Giornale di metafisica (2020). Vol. 2: Risorse critiche dell'ermeneutica.

Giornale di metafisica (2020). Vol. 2: Risorse critiche dell'ermeneutica.

La svolta ermeneutica della filosofia, che nella seconda metà dello scorso secolo sembrò imporsi con tale autorevolezza sugli scenari del dibattito mondiale da giungere a configurare una sorta di koinè del pensiero speculativo, conosce oggi una più incerta fortuna. Senza aver sopportato l'onere di un preventivo e adeguato assedio, alcuni contrafforti, che apparivano inespugnabili, vacillano all'intrecciarsi di nuove alleanze fra discipline, metodi, interessi antichi e recenti della ricerca filosofica. La rinascita della ricerca metafisica su un crinale che non la vede più in un rapporto di rivalità con la grande tradizione dell'empirismo moderno, ma anzi, a volte, ne favorisce l'intesa, sembra rimettere in piedi il sogno sei-settecentesco di un progresso lineare nella ricerca speculativa, simile per alcuni versi a quello della ricerca empirica e in grado di dialogare efficacemente con quest'ultima. Lo sviluppo dell'odierna filosofia della mente lungo i sentieri di ricerca tracciati dalle neuroscienze e dalle scienze della vita toglie spazio alle forme ormai "classiche" di analisi del linguaggio legate alla cosiddetta svolta pragmatico-linguistica. I tempi della "via lunga" di Ricoeur scivolano silenziosamente alle nostre spalle, mentre la stessa fenomenologia, che aveva costituito sia teoricamente che storicamente il coté di riferimento privilegiato della svolta ermeneutica nata, con Heidegger, nel suo seno, sembra ravvisare nelle scienze cognitive un fronte di interlocuzione più fecondo.

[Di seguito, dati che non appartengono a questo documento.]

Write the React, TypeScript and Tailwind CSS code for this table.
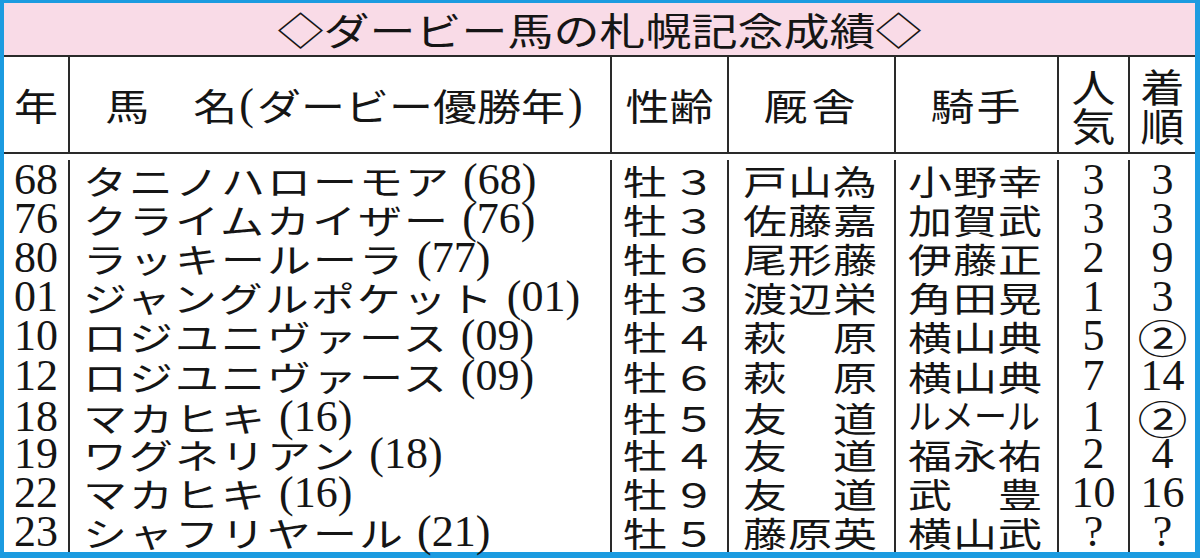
import React from "react";

type Row = {
  year: string;
  name: string;
  derby: string;
  age: string;
  trainer: string;
  jockey: string;
  pop: string;
  finish: string;
};

const rows: Row[] = [
  { year: "68", name: "タニノハローモア", derby: "68", age: "３", trainer: "戸山為", jockey: "小野幸", pop: "3", finish: "3" },
  { year: "76", name: "クライムカイザー", derby: "76", age: "３", trainer: "佐藤嘉", jockey: "加賀武", pop: "3", finish: "3" },
  { year: "80", name: "ラッキールーラ", derby: "77", age: "６", trainer: "尾形藤", jockey: "伊藤正", pop: "2", finish: "9" },
  { year: "01", name: "ジャングルポケット", derby: "01", age: "３", trainer: "渡辺栄", jockey: "角田晃", pop: "1", finish: "3" },
  { year: "10", name: "ロジユニヴァース", derby: "09", age: "４", trainer: "萩　原", jockey: "横山典", pop: "5", finish: "②" },
  { year: "12", name: "ロジユニヴァース", derby: "09", age: "６", trainer: "萩　原", jockey: "横山典", pop: "7", finish: "14" },
  { year: "18", name: "マカヒキ", derby: "16", age: "５", trainer: "友　道", jockey: "ルメール", pop: "1", finish: "②" },
  { year: "19", name: "ワグネリアン", derby: "18", age: "４", trainer: "友　道", jockey: "福永祐", pop: "2", finish: "4" },
  { year: "22", name: "マカヒキ", derby: "16", age: "９", trainer: "友　道", jockey: "武　豊", pop: "10", finish: "16" },
  { year: "23", name: "シャフリヤール", derby: "21", age: "５", trainer: "藤原英", jockey: "横山武", pop: "?", finish: "?" },
];

const grid = "grid grid-cols-[66px_542px_117px_167px_163px_71px_65px]";
const line = "border-r-2 border-[#2a2a2a]";
const serif = "font-['Liberation_Serif','Noto_Sans_CJK_JP',serif] text-[44px] leading-[38px]";

// flattened Japanese type, as in the newspaper table
function J({ children, className = "" }: { children: React.ReactNode; className?: string }) {
  return (
    <span className={`inline-block font-['Noto_Sans_CJK_JP',sans-serif] text-[44px] leading-[38px] scale-y-[0.78] ${className}`}>
      {children}
    </span>
  );
}

function Num({ children }: { children: React.ReactNode }) {
  return <span className={serif}>{children}</span>;
}

function Header() {
  return (
    <div className={`${grid} h-[97px] border-b-2 border-[#2a2a2a]`}>
      <div className={`${line} flex items-center justify-center`}>
        <J className="scale-y-[0.85]">年</J>
      </div>
      <div className={`${line} flex items-center justify-center pl-[8px]`}>
        <J className="scale-y-[0.85]">馬　名</J>
        <span className={`${serif} ml-[2px] mr-[3px]`}>(</span>
        <J className="scale-y-[0.85]">ダービー優勝年</J>
        <span className={`${serif} ml-[3px]`}>)</span>
      </div>
      <div className={`${line} flex items-center justify-center`}>
        <J className="scale-y-[0.85]">性齢</J>
      </div>
      <div className={`${line} flex items-center justify-center`}>
        <J className="scale-y-[0.85] tracking-[4px]">厩舎</J>
      </div>
      <div className={`${line} flex items-center justify-center`}>
        <J className="scale-y-[0.85] tracking-[2px]">騎手</J>
      </div>
      <div className={`${line} flex flex-col items-center justify-center`}>
        <J className="text-[42px] scale-y-[0.88] leading-[39px]">人</J>
        <J className="text-[42px] scale-y-[0.88] leading-[39px]">気</J>
      </div>
      <div className="flex flex-col items-center justify-center">
        <J className="text-[42px] scale-y-[0.88] leading-[39px]">着</J>
        <J className="text-[42px] scale-y-[0.88] leading-[39px]">順</J>
      </div>
    </div>
  );
}

function DataRow({ row, first }: { row: Row; first: boolean }) {
  const h = first ? "h-[45.2px] pt-[6px]" : "h-[39.2px]";
  return (
    <div className={`${grid} ${h} text-[#151515]`}>
      <div className={`${line} flex items-center justify-center`}>
        <Num>{row.year}</Num>
      </div>
      <div className={`${line} flex items-center pl-[13px] whitespace-nowrap`}>
        <J className="tracking-[2px]">{row.name}</J>
        <span className={`${serif} ml-[12px]`}>({row.derby})</span>
      </div>
      <div className={`${line} flex items-center pl-[11px]`}>
        <J>牡</J>
        <J className="ml-[5px]">{row.age}</J>
      </div>
      <div className={`${line} flex items-center pl-[14px] whitespace-nowrap`}>
        <J className="tracking-[1px]">{row.trainer}</J>
      </div>
      <div className={`${line} flex items-center pl-[12px] whitespace-nowrap`}>
        {row.jockey.length > 3 ? (
          <span className="inline-block origin-left scale-x-[0.75]">
            <J>{row.jockey}</J>
          </span>
        ) : (
          <J className="tracking-[1px]">{row.jockey}</J>
        )}
      </div>
      <div className={`${line} flex items-center justify-center`}>
        <Num>{row.pop}</Num>
      </div>
      <div className="flex items-center justify-center">
        {row.finish === "②" ? (
          <J className="text-[50px] leading-[36px] scale-y-[0.74]">②</J>
        ) : (
          <Num>{row.finish}</Num>
        )}
      </div>
    </div>
  );
}

export default function App() {
  return (
    <div className="w-[1200px] h-[558px] bg-[#1c9be0] pt-[3px] pl-[4px] pr-[5px] pb-[6px] text-[#151515]">
      <div className="bg-white h-full flex flex-col">
        <div className="h-[54px] shrink-0 bg-[#f9dbe7] border-b-2 border-[#2a2a2a] flex items-center justify-center">
          <J className="text-[46px] scale-y-[0.82]">◇ダービー馬の札幌記念成績◇</J>
        </div>
        <Header />
        {rows.map((r, i) => (
          <DataRow key={r.year} row={r} first={i === 0} />
        ))}
      </div>
    </div>
  );
}
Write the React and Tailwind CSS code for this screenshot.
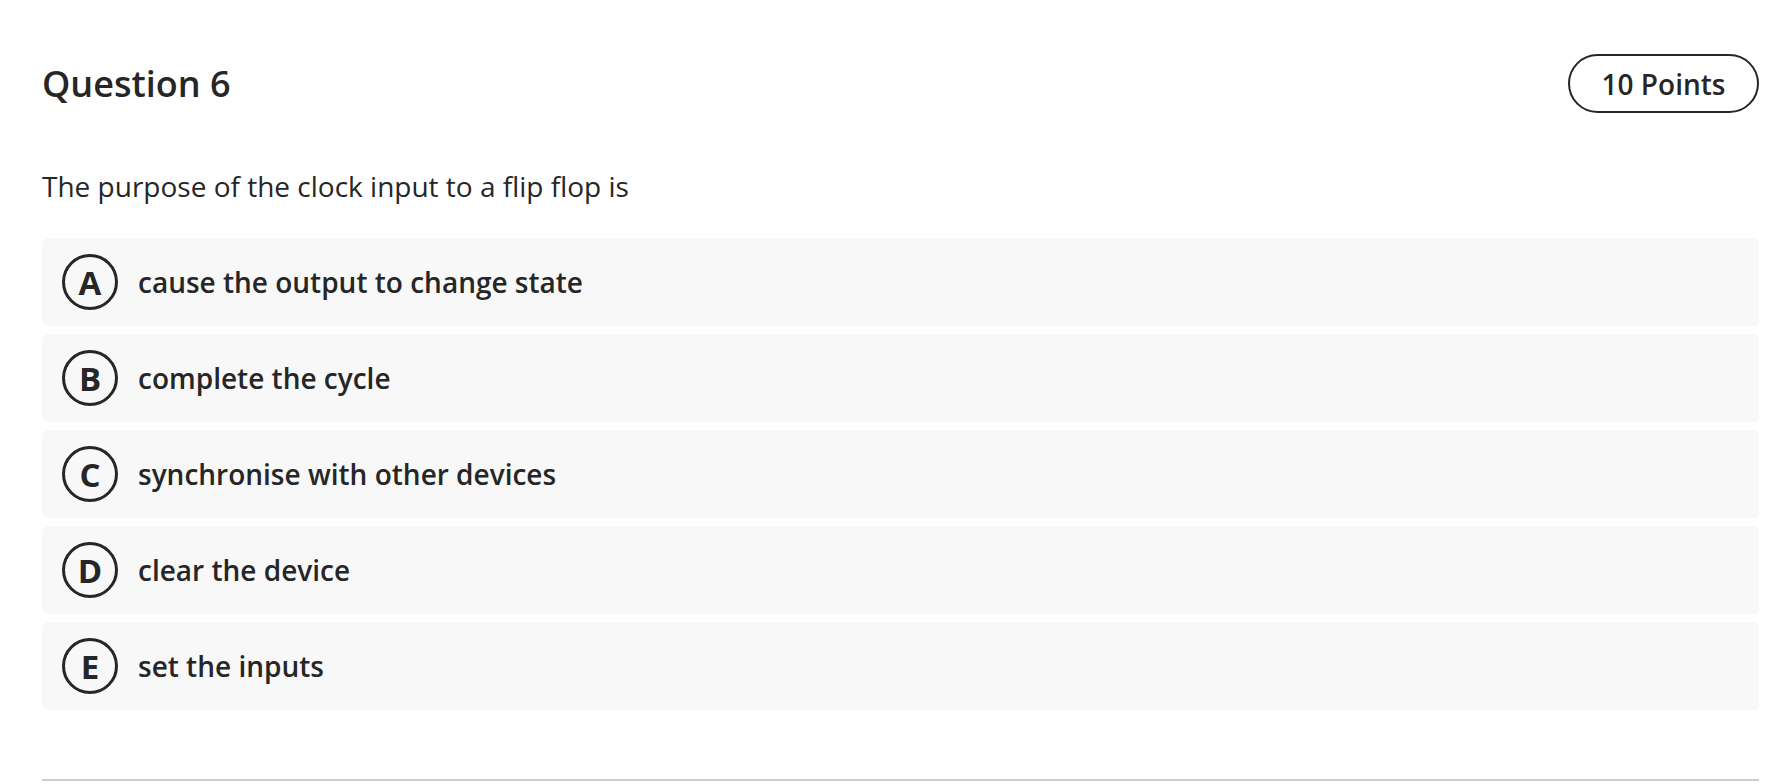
export default function App() {
  const options = [
    ["A", "cause the output to change state"],
    ["B", "complete the cycle"],
    ["C", "synchronise with other devices"],
    ["D", "clear the device"],
    ["E", "set the inputs"],
  ];
  return (
    <div
      className="min-h-screen bg-white pl-[42px] pr-[17px] text-[#262626]"
      style={{ fontFamily: '"Open Sans", "Noto Sans", sans-serif' }}
    >
      <div className="flex items-center justify-between pt-[54px]">
        <h1 className="text-[36px] font-semibold leading-[48px]">Question 6</h1>
        <div className="flex h-[59px] w-[191px] items-center justify-center rounded-full border-2 border-[#262626] text-[28px] font-semibold">
          10 Points
        </div>
      </div>
      <p className="mt-[53px] text-[28px] leading-[40px]">
        The purpose of the clock input to a flip flop is
      </p>
      <div className="mt-[32px] flex flex-col gap-[8px]">
        {options.map(([l, t]) => (
          <div
            key={l}
            className="flex h-[88px] items-center gap-[20px] rounded-[6px] bg-[#f8f8f8] pl-[20px]"
          >
            <div className="flex h-[56px] w-[56px] shrink-0 items-center justify-center rounded-full border-[3px] border-[#262626] text-[33px] font-bold leading-none">
              {l}
            </div>
            <span className="text-[28px] font-semibold">{t}</span>
          </div>
        ))}
      </div>
      <div className="mt-[69px] h-[2px] bg-[#cccccc]" />
    </div>
  );
}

Resta da vedere in che modo e con quale incidenza trovano spazio nel nuovo panorama di pensiero alcune acquisizioni che apparivano e ancora oggi appaiono a molti irrinunciabili, come la configurazione dell'essere come "evento", la sua finitezza, la sua costitutiva storicità i tratti architettonici, insomma, su cui si regge il nesso del rinvio reciproco fra verità e interpretazione, fra segno ed evento, fra parola e azione. Non è un caso che anche la laboriosa pars destruens della svolta novecentesca, incentrata sulla critica del pensiero oggettivante e sulla messa in mora della rigida dicotomia tra fatti e interpretazioni, perda mordente e su di essa pesi anzi il sospetto di alimentare una deriva nichilistica che volge le spalle alla solidità del reale.